Handling the Spent Blooms (Deadheading)
Removing the faded flower heads, known as deadheading, is the first step in post-bloom care. A daffodil attempts to produce seeds once its flower withers, which diverts energy away from the underground bulb. Deadheading prevents the plant from expending resources on forming a seed capsule.
To deadhead correctly, pinch or cut the stem just below the spent flower and the swollen, green seed capsule beneath it. The long, main flower stalk should be left in place. This stalk remains part of the plant’s photosynthetic machinery until it naturally yellows. Removing only the bloom ensures the bulb directs energy toward rejuvenation rather than seed development.
Foliage Management
The most common error in daffodil care involves prematurely cutting the remaining green leaves. The foliage acts as the plant’s power source, absorbing sunlight to perform photosynthesis. This process converts light energy into sugars, which are transported into the bulb for storage.
Removing the leaves before they naturally die back interrupts this energy transfer, effectively starving the bulb. If the bulb does not store sufficient food reserves, it will be too weak to produce a flower bud, leading to a year of “blind” foliage without blooms. Daffodil foliage needs about six to eight weeks after the flower fades to complete this recharging process.
Gardeners often find floppy, yellowing leaves unattractive, prompting them to tie the foliage into knots or bundles. This practice should be avoided because it significantly reduces the leaf surface area exposed to sunlight. Less exposed area means less photosynthesis, reducing the energy available for storage in the bulb. A better solution is to interplant the daffodils with later-blooming annuals or perennials. As companion plants grow, they mask the daffodil’s ripening foliage until it is completely yellow and withered.
Only when the leaves have turned entirely yellow or brown and easily pull away from the ground should they be trimmed. At this stage, the leaves have completed their job, and all stored energy has been transferred to the bulb. Cutting them back to soil level prepares the garden for the summer season and subsequent fall planting.

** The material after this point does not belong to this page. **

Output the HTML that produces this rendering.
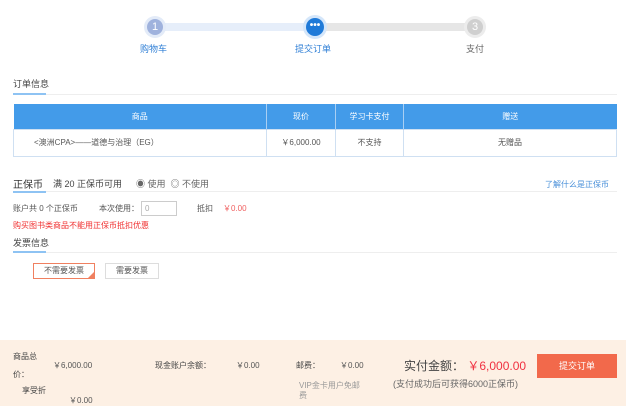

Timing and Techniques for Dividing and Storing Bulbs
After several years, daffodils may become overcrowded, leading to smaller, less vigorous flowers. Division is necessary when blooms appear sparse or the plants form dense clumps, generally every three to five years. The optimal time for this process is when the foliage has completely died back and turned brown, typically in late spring or early summer.
To divide the bulbs, use a garden fork or shovel to loosen the soil and lift the clump, digging a few inches away from the foliage to avoid slicing the bulbs. After lifting, brush off excess soil to expose the individual bulbs and their offsets (smaller daughter bulbs). The bulbs should separate easily, but any small bulbs still attached to the parent should be left to mature.
Once separated, the bulbs need to be cured before storage to prevent rot. Lay them in a single layer in a cool, dark, and well-ventilated area for seven to ten days until the outer skin feels dry and papery. Once cured, the bulbs can be replanted immediately or stored until the fall planting season.
For storage, place the clean, dry bulbs in a breathable container, such as a mesh bag, paper bag, or open crate. Proper storage conditions include a cool, dry, and dark location with good air circulation, ideally maintained between 60°F and 65°F. This ensures the bulbs remain dormant and healthy until they are planted again in the autumn.